The heightening of everyday objects through their presentation in museums is not just an important motif of many artists, but also poses the principle question of how design can be exhibited. You put this to the test in 2010 with your exhibition ‘Design real’, in cooperation with Konstantin Grcic. Are you interested in the permeable borders between art and design, or were you attracted by the idea of bringing design into an institution that normally serves as a context for art?
We do not want to make the differences disappear. But with our pavilion series, we are also making architecture, and in a similar way, we want to work with design — also in the future. The exhibition by Konstantin Grcic was interesting specifically because the Serpentine Gallery is more of a venue for art than design. The design world viewed the exhibition very differently than the art world did. The objects on pedestals were seen as very functional and accessible everyday objects, on the one hand, but also as an exhibition of design in an unusual context. The art world saw them more as readymades, as an art installation.
What possibilities do you see for bringing design into the museum? Especially when one observes how trade fairs and magazines present design today, and when museums are searching for different or more profound ways of presenting design?

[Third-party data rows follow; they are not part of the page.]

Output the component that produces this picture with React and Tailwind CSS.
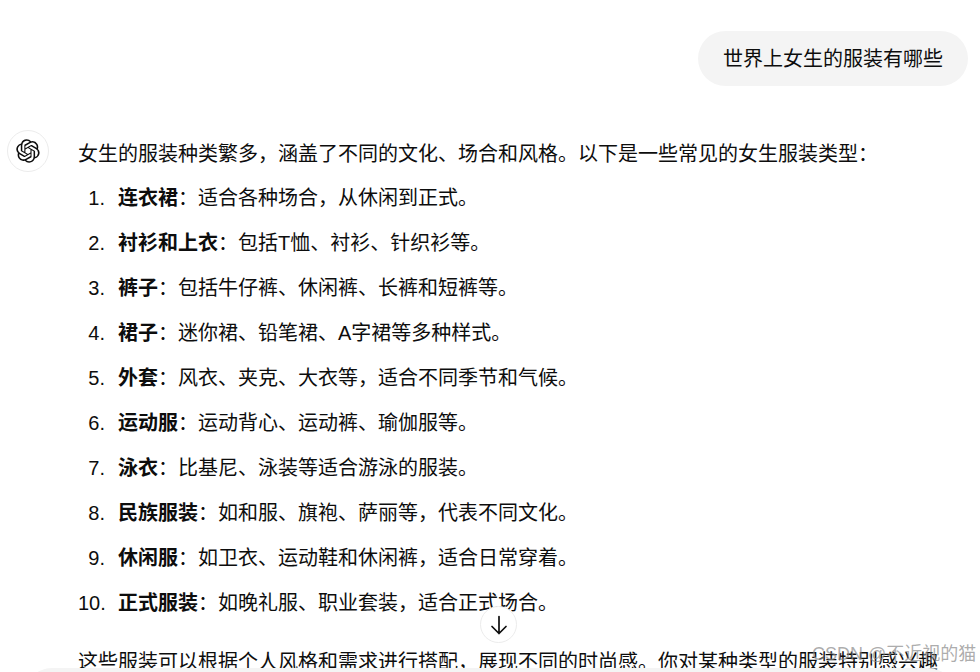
const items = [
  ["连衣裙", "：适合各种场合，从休闲到正式。"],
  ["衬衫和上衣", "：包括T恤、衬衫、针织衫等。"],
  ["裤子", "：包括牛仔裤、休闲裤、长裤和短裤等。"],
  ["裙子", "：迷你裙、铅笔裙、A字裙等多种样式。"],
  ["外套", "：风衣、夹克、大衣等，适合不同季节和气候。"],
  ["运动服", "：运动背心、运动裤、瑜伽服等。"],
  ["泳衣", "：比基尼、泳装等适合游泳的服装。"],
  ["民族服装", "：如和服、旗袍、萨丽等，代表不同文化。"],
  ["休闲服", "：如卫衣、运动鞋和休闲裤，适合日常穿着。"],
  ["正式服装", "：如晚礼服、职业套装，适合正式场合。"],
];

function Logo() {
  return (
    <svg width="24" height="24" viewBox="0 0 41 41" fill="none">
      <path
        d="M37.532 16.87a9.963 9.963 0 0 0-.856-8.184 10.078 10.078 0 0 0-10.855-4.835A9.964 9.964 0 0 0 18.306.5a10.079 10.079 0 0 0-9.614 6.977 9.967 9.967 0 0 0-6.664 4.834 10.08 10.08 0 0 0 1.24 11.817 9.965 9.965 0 0 0 .856 8.185 10.079 10.079 0 0 0 10.855 4.835 9.965 9.965 0 0 0 7.516 3.35 10.078 10.078 0 0 0 9.617-6.981 9.967 9.967 0 0 0 6.663-4.834 10.079 10.079 0 0 0-1.243-11.813ZM22.498 37.886a7.474 7.474 0 0 1-4.799-1.735c.061-.033.168-.091.237-.134l7.964-4.6a1.294 1.294 0 0 0 .655-1.134V19.054l3.366 1.944a.12.12 0 0 1 .066.092v9.299a7.505 7.505 0 0 1-7.49 7.496ZM6.392 31.006a7.471 7.471 0 0 1-.894-5.023c.06.036.162.099.237.141l7.964 4.6a1.297 1.297 0 0 0 1.308 0l9.724-5.614v3.888a.12.12 0 0 1-.048.103l-8.051 4.649a7.504 7.504 0 0 1-10.24-2.744ZM4.297 13.62A7.469 7.469 0 0 1 8.2 10.333c0 .068-.004.19-.004.274v9.201a1.294 1.294 0 0 0 .654 1.132l9.723 5.614-3.366 1.944a.12.12 0 0 1-.114.01L7.04 23.856a7.504 7.504 0 0 1-2.743-10.237Zm27.658 6.437-9.724-5.615 3.367-1.943a.121.121 0 0 1 .113-.01l8.052 4.648a7.498 7.498 0 0 1-1.158 13.528v-9.476a1.293 1.293 0 0 0-.65-1.132Zm3.35-5.043c-.059-.037-.162-.099-.236-.141l-7.965-4.6a1.298 1.298 0 0 0-1.308 0l-9.723 5.614v-3.888a.12.12 0 0 1 .048-.103l8.05-4.645a7.497 7.497 0 0 1 11.135 7.763Zm-21.063 6.929-3.367-1.944a.12.12 0 0 1-.065-.092v-9.299a7.497 7.497 0 0 1 12.293-5.756 6.94 6.94 0 0 0-.236.134l-7.965 4.6a1.294 1.294 0 0 0-.654 1.132l-.006 11.225Zm1.829-3.943 4.33-2.501 4.332 2.5v5l-4.331 2.5-4.331-2.5V18Z"
        fill="#0d0d0d"
      />
    </svg>
  );
}

export default function App() {
  return (
    <div
      className="relative h-[672px] w-[980px] overflow-hidden bg-white text-[20px] leading-[30px] text-[#0d0d0d]"
      style={{ fontFamily: '"Liberation Sans", "Noto Sans CJK SC", sans-serif' }}
    >
      <div className="flex justify-end pt-[31px] pr-3">
        <div className="rounded-[28px] bg-[#f4f4f4] px-[25px] py-[12.5px]">世界上女生的服装有哪些</div>
      </div>

      <div className="mt-[44px] flex gap-[29px] pl-[7px]">
        <div className="flex h-[42px] w-[42px] shrink-0 items-center justify-center rounded-full border border-[#ececec]">
          <Logo />
        </div>
        <div className="w-[880px] pt-[9px]">
          <p className="whitespace-nowrap">女生的服装种类繁多，涵盖了不同的文化、场合和风格。以下是一些常见的女生服装类型：</p>
          <ol className="mt-[14px]">
            {items.map(([b, t], i) => (
              <li key={b} className="mt-[15px] flex whitespace-nowrap first:mt-0">
                <span className="w-[40px] shrink-0 pr-[13px] text-right">{i + 1}.</span>
                <span>
                  <strong className="font-bold">{b}</strong>
                  {t}
                </span>
              </li>
            ))}
          </ol>
          <p className="mt-[29px] whitespace-nowrap">这些服装可以根据个人风格和需求进行搭配，展现不同的时尚感。你对某种类型的服装特别感兴趣</p>
        </div>
      </div>

      <button className="absolute left-[480px] top-[606px] flex h-[37px] w-[37px] items-center justify-center rounded-full border border-[#ececec] bg-white">
        <svg width="22" height="22" viewBox="0 0 22 22" fill="none" stroke="#0d0d0d" strokeWidth="1.7" strokeLinecap="round" strokeLinejoin="round">
          <path d="M11 2.5v17M4 12.5l7 7 7-7" />
        </svg>
      </button>

      <div className="absolute left-[24px] top-[668px] h-[40px] w-[932px] rounded-t-[28px] bg-[#f4f4f4]" />

      <div className="absolute left-[812px] top-[641px] text-[18px] leading-[26px] whitespace-nowrap text-[#888888]/70">CSDN @不近视的猫</div>
    </div>
  );
}
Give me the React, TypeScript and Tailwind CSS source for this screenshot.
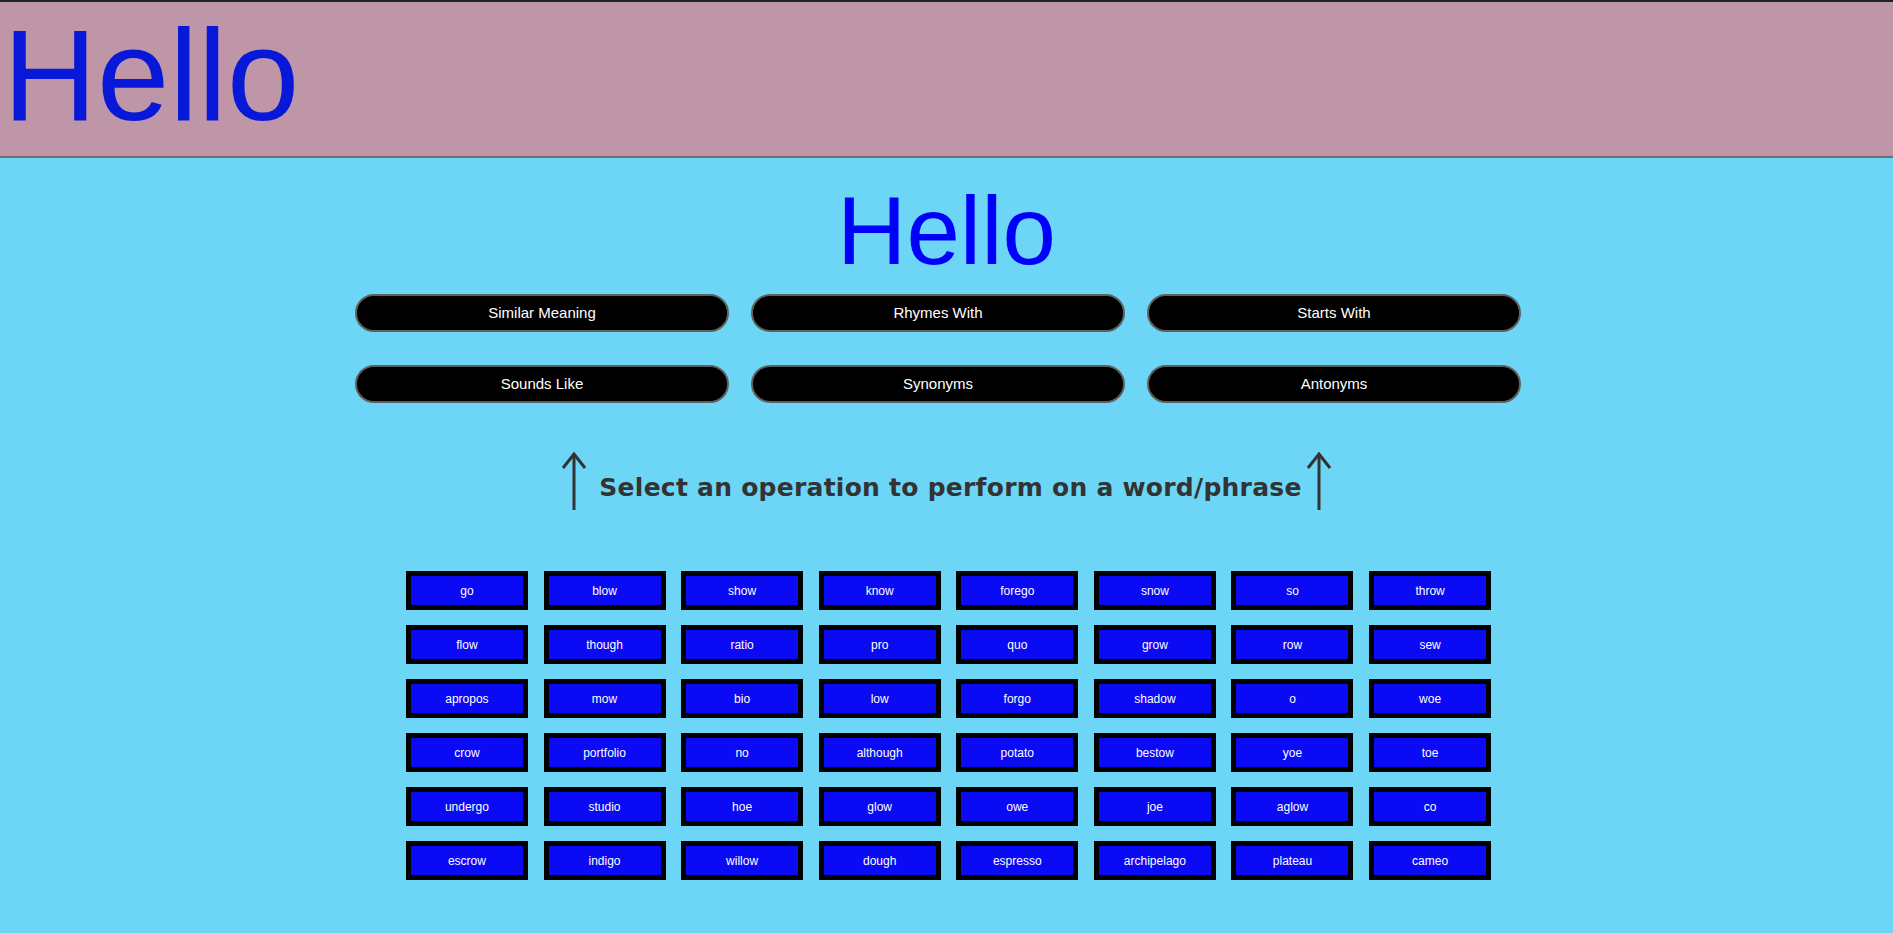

Richard Hamilton once said to me: ‘We only remember exhibitions that invented a new “display feature”.’ It is not just artists who have invented ‘display features’, but also many designers and architects, from Alvar Aalto to Rem Koolhaas. Today we remember the design exhibitions by Enzo Mari, the Castiglioni brothers, the Eameses. The big chance of design exhibitions is to take up the historical thread of experimental displays. They are like corkscrews that penetrate memory — one doesn’t forget them. Of course, an exhibition is not a strong economic factor; nobody buys an exhibition display. It is dismantled after an exhibition and is a weak link in the chain of art valorisation. But it is a very strong link to history — a highway, so to speak, for going down in history.